With respect to the prejudice requirement, the petitioner must show that "there is a reasonable probability that, but for counsel's unprofessional errors, the result of the proceeding would have been different. A reasonable probability is a probability sufficient to undermine confidence in the outcome." Strickland, 466 U.S. at 694. It is not enough for a petitioner to show that "the errors had some conceivable effect on the outcome of the proceeding." Id. at 693.
Mr. Lowe first argues that the court lacked jurisdiction because his conduct did not satisfy the element of interstate commerce. In addition to being barred by the plea waiver provision, this contention is defeated by the stipulation of facts presented in support of his plea agreement. The stipulation of facts recites that Mr. Lowe used his computer to search the internet, which is a facility of interstate and foreign commerce. In addition, the computer he used was manufactured outside the state of Indiana. The Court did not lack jurisdiction over Mr. Lowe's criminal proceedings. To the extent Mr. Lowe alleges that his counsel was ineffective in this regard, such claim is meritless.
Mr. Lowe next argues that counsel was ineffective for failing to obtain a lesser sentence based on Mr. Lowe's abuse as a child. He asserts that counsel should have argued that none of the sentencing enhancements under § 2G2.2, the offense-level guideline for possession of child pornography, should have applied. Although this guideline is arguably vulnerable to the criticism that the enhancements apply in nearly every case, see United States v. Price, 775 F.3d 828, 841 (7th Cir. 2014), counsel negotiated a sentence 69 months lower than the statutory maximum. If the term of incarceration and of supervised release are within the range suggested by the Guidelines, they are presumed to be reasonable. United States v. Jones, 774 F.3d 399, 404 (7th Cir. 2014). Aside from the fact that Mr. Lowe wishes he could have obtained an even lower sentence, he has not shown that counsel's performance fell below an objective standard of reasonable professional conduct.
Next, Mr. Lowe contends that imposing a lifetime of supervised release constitutes double jeopardy. This claim reflects a misunderstanding of supervised release. "[P]ost-revocation penalties are attributed to the original conviction." United States v. McIntosh, 702 F.3d 381, 388 (7th Cir. 2012) (citing United States v. Wyatt, 102 F.3d 241, 244 (7th Cir. 1996) ("supervised release is a part of the defendant's original sentence, and it is the original sentence that is executed when the defendant is returned to prison after a violation of the terms of his release") (internal quotation omitted)). The lifetime supervised release portion of Mr. Lowe's sentence did not violate double jeopardy concerns and counsel was not ineffective on that basis.

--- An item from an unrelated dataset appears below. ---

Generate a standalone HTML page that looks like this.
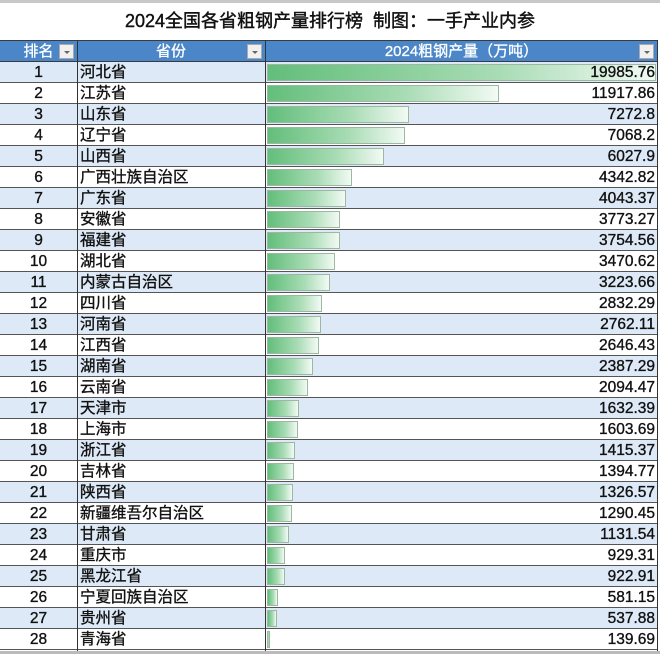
<!DOCTYPE html>
<html><head><meta charset="utf-8"><style>
*{margin:0;padding:0;box-sizing:border-box}
body{width:660px;height:654px;background:#fff;font-family:"Liberation Sans","Noto Sans CJK SC",sans-serif;position:relative;overflow:hidden}
.top{position:absolute;left:0;top:0;width:660px;height:3px;background:#c8c8c8}
.title{position:absolute;left:0;top:6px;width:660px;text-align:center;font-size:18px;color:#111;line-height:30px;-webkit-text-stroke:0.4px #111}
.hdr{position:absolute;top:40px;height:22px;background:#4a86c8;color:#fff;font-size:15px;line-height:22px;text-align:center;border-top:1px solid #3b3b3b;border-bottom:1px solid #3b3b3b;-webkit-text-stroke:0.3px #fff}
.dd{position:absolute;top:3px;width:15px;height:15px;background:#f0f0f0;border:1px solid #aaa}
.dd:after{content:"";position:absolute;left:4px;top:6px;border-left:3px solid transparent;border-right:3px solid transparent;border-top:3px solid #666}
.row{position:absolute;left:0;width:658px;height:21px;border-bottom:1px solid #555;font-size:15.5px;color:#111;line-height:22px;-webkit-text-stroke:0.35px #111}
.row.o{background:#dde9f6}
.c1{position:absolute;left:0;width:77px;text-align:center}
.c2{position:absolute;left:80px}
.c3{position:absolute;right:3px}
.bar{position:absolute;left:267px;top:2px;height:17px;background:linear-gradient(90deg,#63be7b,#a9dcb5 60%,#f2faf4);border:1px solid #9cb8a3;-webkit-text-stroke:0}
.vl{position:absolute;top:40px;width:1px;height:611px;background:#333}
.bot{position:absolute;left:0;top:651px;width:660px;height:3px;background:#bbb}
</style></head><body>
<div class="top"></div>
<div class="title">2024全国各省粗钢产量排行榜&nbsp; 制图：一手产业内参</div>
<div class="hdr" style="left:0;width:77px">排名<div class="dd" style="left:59px"></div></div>
<div class="hdr" style="left:77px;width:188px">省份<div class="dd" style="left:170px"></div></div>
<div class="hdr" style="left:265px;width:393px">2024粗钢产量（万吨）<div class="dd" style="left:374px"></div></div>
<div id="rows"></div>
<div class="vl" style="left:77px"></div>
<div class="vl" style="left:265px"></div>
<div class="vl" style="left:657px"></div>
<div class="bot"></div>
<script>
var d=[["河北省",19985.76],["江苏省",11917.86],["山东省",7272.8],["辽宁省",7068.2],["山西省",6027.9],["广西壮族自治区",4342.82],["广东省",4043.37],["安徽省",3773.27],["福建省",3754.56],["湖北省",3470.62],["内蒙古自治区",3223.66],["四川省",2832.29],["河南省",2762.11],["江西省",2646.43],["湖南省",2387.29],["云南省",2094.47],["天津市",1632.39],["上海市",1603.69],["浙江省",1415.37],["吉林省",1394.77],["陕西省",1326.57],["新疆维吾尔自治区",1290.45],["甘肃省",1131.54],["重庆市",929.31],["黑龙江省",922.91],["宁夏回族自治区",581.15],["贵州省",537.88],["青海省",139.69]];
var h="";
d.forEach(function(r,i){var w=Math.max(3,Math.round(r[1]/19985.76*389));
h+='<div class="row'+(i%2==0?' o':'')+'" style="top:'+(62+i*21)+'px"><div class="bar" style="width:'+w+'px"></div><span class="c1">'+(i+1)+'</span><span class="c2">'+r[0]+'</span><span class="c3">'+r[1]+'</span></div>';});
document.getElementById("rows").innerHTML=h;
</script>
</body></html>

Mr. Lowe's final claim is that Sex Offender Registration and Notification Act ("SORNA") is unconstitutional because the federal government cannot force the states to enact programs they otherwise would not enact and because SORNA violates the right to travel. As discussed above, this claim is barred by the plea waiver. Moreover, the Seventh Circuit has held that Congress did not violate separation of powers with SORNA's delegation of authority to the Attorney General to specify the applicability of the statute. United States v. Goodwin, 717 F.3d 511, 516 (7th Cir. 2013). The Seventh Circuit has also held that SORNA's registration requirements did not exceed Congress' authority under the Commerce Clause. United States v. Kendrick, 647 F.3d 732 (7th Cir. 2011); United States v. Sanders, 622 F.3d 779, 782-83 (7th Cir. 2010) (SORNA registration properly tracks offenders who cross state lines, bringing them within the reach of Congress' authority under the Commerce Clause); United States v. Howell, 557 Fed.Appx. 579, 580 (7th Cir. June 5, 2014) (unpublished) (same). Mr. Lowe's challenge to the constitutionality of SORNA is unavailing and any claim of ineffective assistance of counsel based on this argument is meritless.
The foregoing circumstances show that Mr. Lowe is not entitled to relief pursuant to 28 U.S.C. § 2255. The motion for relief pursuant to § 2255 is therefore DENIED. Judgment consistent with this Entry shall now issue. This Entry and the accompanying Judgment shall also be entered on the docket in the underlying criminal action, No. 1:12-cr-00195-TWP-DKL-1.
IV. CERTIFICATE OF APPEALABILITY
Pursuant to Federal Rule of Appellate Procedure 22(b), Rule 11(a) of the Rules Governing § 2255 Proceedings, and 28 U.S.C. § 2253(c), the court finds that Mr. Lowe has failed to show that reasonable jurists would find it "debatable whether the petition states a valid claim of the denial of a constitutional right" and "debatable whether the district court was correct in its procedural ruling." Slack v. McDaniel, 529 U.S. 473, 484 (2000). The Court therefore DENIES a certificate of appealability.
IT IS SO ORDERED.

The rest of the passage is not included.